=== SET TASK ===
All of the lines below are to be transcribed faithfully, with pictures excluded from the copy.

=== DATASET EXCERPTS ===

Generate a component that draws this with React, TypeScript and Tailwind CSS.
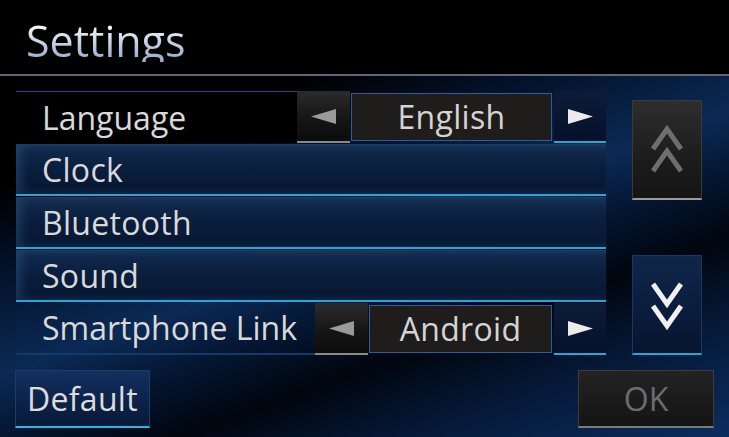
import React from "react";

const font = { fontFamily: '"Open Sans", "Noto Sans", sans-serif' };

function TriLeft({ color }: { color: string }) {
  return (
    <svg width="25" height="15" viewBox="0 0 25 15">
      <polygon points="0,7.5 25,0 25,15" fill={color} />
    </svg>
  );
}
function TriRight({ color }: { color: string }) {
  return (
    <svg width="25" height="15" viewBox="0 0 25 15">
      <polygon points="25,7.5 0,0 0,15" fill={color} />
    </svg>
  );
}

function Chevrons({ up, color }: { up: boolean; color: string }) {
  return (
    <svg width="32" height="52" viewBox="0 0 32 52">
      {up ? (
        <g fill="none" stroke={color} strokeWidth="5" strokeLinejoin="miter">
          <polyline points="2,25 16,5 30,25" />
          <polyline points="2,47 16,27 30,47" />
        </g>
      ) : (
        <g fill="none" stroke={color} strokeWidth="5" strokeLinejoin="miter">
          <polyline points="2,5 16,25 30,5" />
          <polyline points="2,27 16,47 30,27" />
        </g>
      )}
    </svg>
  );
}

function MenuRow({ label }: { label: string }) {
  return (
    <div className="h-[52px] flex items-center pl-[26px] bg-[linear-gradient(180deg,#112b4e_0%,#0a1f3e_45%,#061630_100%)] border-t border-t-[#1d3a63] border-b-2 border-b-[#29a6d8] shadow-[inset_6px_0_10px_rgba(80,130,190,0.25)]">
      <span className="text-[32px] leading-none text-[#d9d9d9] tracking-[0.3px]">{label}</span>
    </div>
  );
}

function SelectRow({
  label,
  value,
  labelW,
  valueW,
  black,
}: {
  label: string;
  value: string;
  labelW: string;
  valueW: string;
  black?: boolean;
}) {
  return (
    <div className="h-[52px] flex">
      <div
        className={
          labelW +
          " flex items-center pl-[26px] " +
          (black
            ? "bg-black border-t border-t-[#1b4f8f]"
            : "border-b-2 border-b-[#123a6a]")
        }
      >
        <span className="text-[32px] leading-none text-[#d9d9d9] whitespace-nowrap">{label}</span>
      </div>
      <div className="w-[53px] flex items-center justify-center bg-[linear-gradient(180deg,#2b2b2b_0%,#141414_60%,#0c0c0c_100%)] border-b-2 border-b-[#8a8a8a]">
        <TriLeft color="#9a9a9a" />
      </div>
      <div className={valueW + " ml-px my-[2px] flex items-center justify-center bg-[#1f1d1b] border border-[#2c5d9c]"}>
        <span className="text-[32px] leading-none text-[#d4d4d4] tracking-[0.3px]">{value}</span>
      </div>
      <div className="w-[52px] ml-[2px] flex items-center justify-center bg-[linear-gradient(180deg,#0c1c38_0%,#06112a_100%)] border-b-2 border-b-[#2aa6d6]">
        <TriRight color="#ececec" />
      </div>
    </div>
  );
}

export default function App() {
  return (
    <div
      style={font}
      className="w-[729px] h-[437px] overflow-hidden flex flex-col bg-[#020a1c]"
    >
      <div className="h-[76px] shrink-0 bg-black border-b-2 border-b-[#5e6677] flex items-center pl-[26px]">
        <span className="text-[43px] leading-none pt-[7px] bg-[linear-gradient(180deg,#ffffff_20%,#9fb2cc_90%)] bg-clip-text text-transparent">
          Settings
        </span>
      </div>
      <div className="flex-1 flex flex-col bg-[linear-gradient(160deg,#000000_0%,#000000_18%,#031026_30%,#0b2a55_48%,#041530_58%,#01060f_68%,#061a3a_82%,#0b2d5e_100%)]">
        <div className="flex pt-[15px]">
          <div className="ml-[16px] w-[590px] flex flex-col gap-px">
            <SelectRow label="Language" value="English" labelW="w-[281px]" valueW="w-[201px]" black />
            <MenuRow label="Clock" />
            <MenuRow label="Bluetooth" />
            <MenuRow label="Sound" />
            <SelectRow label="Smartphone Link" value="Android" labelW="w-[299px]" valueW="w-[183px]" />
          </div>
          <div className="ml-[26px] w-[70px] flex flex-col pt-[9px]">
            <div className="h-[100px] flex items-center justify-center bg-[linear-gradient(180deg,#2e2e2e_0%,#1c1c1c_60%,#151515_100%)] border border-[#3a3a3a] border-b-2 border-b-[#9a9a9a]">
              <Chevrons up color="#6e6e6e" />
            </div>
            <div className="h-[100px] mt-[55px] flex items-center justify-center bg-[linear-gradient(180deg,#10264a_0%,#0a1c3b_60%,#07152e_100%)] border border-[#1b3660] border-b-2 border-b-[#2aa6d6]">
              <Chevrons up={false} color="#f0f0f0" />
            </div>
          </div>
        </div>
        <div className="flex justify-between mt-[15px] pl-[15px] pr-[15px]">
          <div className="w-[135px] h-[58px] flex items-center justify-center bg-[linear-gradient(180deg,#123060_0%,#0c2147_60%,#091a3a_100%)] border border-[#1e3c68] border-b-2 border-b-[#2fb6e0]">
            <span className="text-[32px] leading-none text-[#dcdcdc] tracking-[0.3px]">Default</span>
          </div>
          <div className="w-[136px] h-[58px] flex items-center justify-center bg-[linear-gradient(180deg,#232323_0%,#1a1a1a_60%,#141414_100%)] border border-[#3c3c3c] border-b-2 border-b-[#7a7a7a]">
            <span className="text-[32px] leading-none text-[#6c6c6c]">OK</span>
          </div>
        </div>
      </div>
    </div>
  );
}
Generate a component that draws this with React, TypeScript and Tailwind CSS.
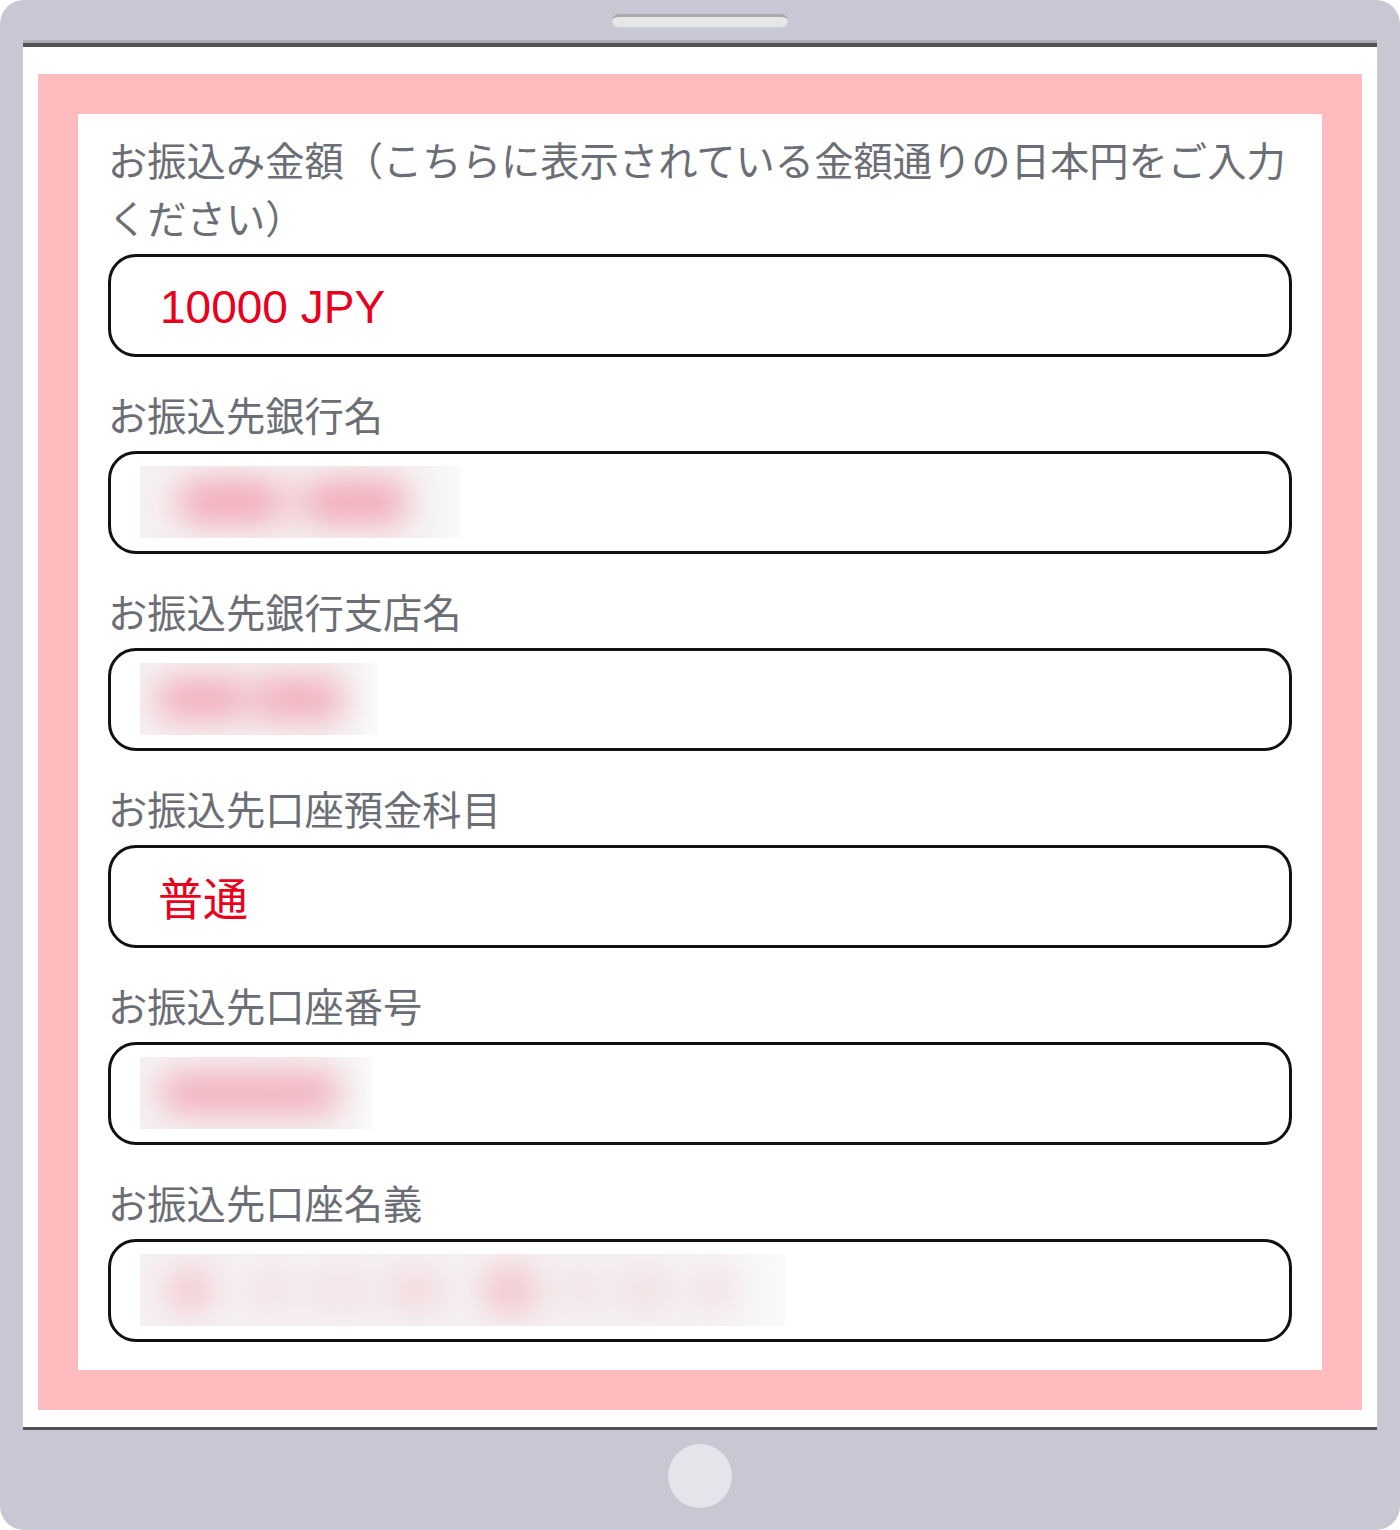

=== ANSWER TO THE EXERCISE ===
Generate a component that draws this with React, TypeScript and Tailwind CSS.
import React from "react";

const font = { fontFamily: '"Open Sans", "Noto Sans", sans-serif' };

function TriLeft({ color }: { color: string }) {
  return (
    <svg width="25" height="15" viewBox="0 0 25 15">
      <polygon points="0,7.5 25,0 25,15" fill={color} />
    </svg>
  );
}
function TriRight({ color }: { color: string }) {
  return (
    <svg width="25" height="15" viewBox="0 0 25 15">
      <polygon points="25,7.5 0,0 0,15" fill={color} />
    </svg>
  );
}

function Chevrons({ up, color }: { up: boolean; color: string }) {
  return (
    <svg width="32" height="52" viewBox="0 0 32 52">
      {up ? (
        <g fill="none" stroke={color} strokeWidth="5" strokeLinejoin="miter">
          <polyline points="2,25 16,5 30,25" />
          <polyline points="2,47 16,27 30,47" />
        </g>
      ) : (
        <g fill="none" stroke={color} strokeWidth="5" strokeLinejoin="miter">
          <polyline points="2,5 16,25 30,5" />
          <polyline points="2,27 16,47 30,27" />
        </g>
      )}
    </svg>
  );
}

function MenuRow({ label }: { label: string }) {
  return (
    <div className="h-[52px] flex items-center pl-[26px] bg-[linear-gradient(180deg,#112b4e_0%,#0a1f3e_45%,#061630_100%)] border-t border-t-[#1d3a63] border-b-2 border-b-[#29a6d8] shadow-[inset_6px_0_10px_rgba(80,130,190,0.25)]">
      <span className="text-[32px] leading-none text-[#d9d9d9] tracking-[0.3px]">{label}</span>
    </div>
  );
}

function SelectRow({
  label,
  value,
  labelW,
  valueW,
  black,
}: {
  label: string;
  value: string;
  labelW: string;
  valueW: string;
  black?: boolean;
}) {
  return (
    <div className="h-[52px] flex">
      <div
        className={
          labelW +
          " flex items-center pl-[26px] " +
          (black
            ? "bg-black border-t border-t-[#1b4f8f]"
            : "border-b-2 border-b-[#123a6a]")
        }
      >
        <span className="text-[32px] leading-none text-[#d9d9d9] whitespace-nowrap">{label}</span>
      </div>
      <div className="w-[53px] flex items-center justify-center bg-[linear-gradient(180deg,#2b2b2b_0%,#141414_60%,#0c0c0c_100%)] border-b-2 border-b-[#8a8a8a]">
        <TriLeft color="#9a9a9a" />
      </div>
      <div className={valueW + " ml-px my-[2px] flex items-center justify-center bg-[#1f1d1b] border border-[#2c5d9c]"}>
        <span className="text-[32px] leading-none text-[#d4d4d4] tracking-[0.3px]">{value}</span>
      </div>
      <div className="w-[52px] ml-[2px] flex items-center justify-center bg-[linear-gradient(180deg,#0c1c38_0%,#06112a_100%)] border-b-2 border-b-[#2aa6d6]">
        <TriRight color="#ececec" />
      </div>
    </div>
  );
}

export default function App() {
  return (
    <div
      style={font}
      className="w-[729px] h-[437px] overflow-hidden flex flex-col bg-[#020a1c]"
    >
      <div className="h-[76px] shrink-0 bg-black border-b-2 border-b-[#5e6677] flex items-center pl-[26px]">
        <span className="text-[43px] leading-none pt-[7px] bg-[linear-gradient(180deg,#ffffff_20%,#9fb2cc_90%)] bg-clip-text text-transparent">
          Settings
        </span>
      </div>
      <div className="flex-1 flex flex-col bg-[linear-gradient(160deg,#000000_0%,#000000_18%,#031026_30%,#0b2a55_48%,#041530_58%,#01060f_68%,#061a3a_82%,#0b2d5e_100%)]">
        <div className="flex pt-[15px]">
          <div className="ml-[16px] w-[590px] flex flex-col gap-px">
            <SelectRow label="Language" value="English" labelW="w-[281px]" valueW="w-[201px]" black />
            <MenuRow label="Clock" />
            <MenuRow label="Bluetooth" />
            <MenuRow label="Sound" />
            <SelectRow label="Smartphone Link" value="Android" labelW="w-[299px]" valueW="w-[183px]" />
          </div>
          <div className="ml-[26px] w-[70px] flex flex-col pt-[9px]">
            <div className="h-[100px] flex items-center justify-center bg-[linear-gradient(180deg,#2e2e2e_0%,#1c1c1c_60%,#151515_100%)] border border-[#3a3a3a] border-b-2 border-b-[#9a9a9a]">
              <Chevrons up color="#6e6e6e" />
            </div>
            <div className="h-[100px] mt-[55px] flex items-center justify-center bg-[linear-gradient(180deg,#10264a_0%,#0a1c3b_60%,#07152e_100%)] border border-[#1b3660] border-b-2 border-b-[#2aa6d6]">
              <Chevrons up={false} color="#f0f0f0" />
            </div>
          </div>
        </div>
        <div className="flex justify-between mt-[15px] pl-[15px] pr-[15px]">
          <div className="w-[135px] h-[58px] flex items-center justify-center bg-[linear-gradient(180deg,#123060_0%,#0c2147_60%,#091a3a_100%)] border border-[#1e3c68] border-b-2 border-b-[#2fb6e0]">
            <span className="text-[32px] leading-none text-[#dcdcdc] tracking-[0.3px]">Default</span>
          </div>
          <div className="w-[136px] h-[58px] flex items-center justify-center bg-[linear-gradient(180deg,#232323_0%,#1a1a1a_60%,#141414_100%)] border border-[#3c3c3c] border-b-2 border-b-[#7a7a7a]">
            <span className="text-[32px] leading-none text-[#6c6c6c]">OK</span>
          </div>
        </div>
      </div>
    </div>
  );
}
Generate a component that draws this with React, TypeScript and Tailwind CSS.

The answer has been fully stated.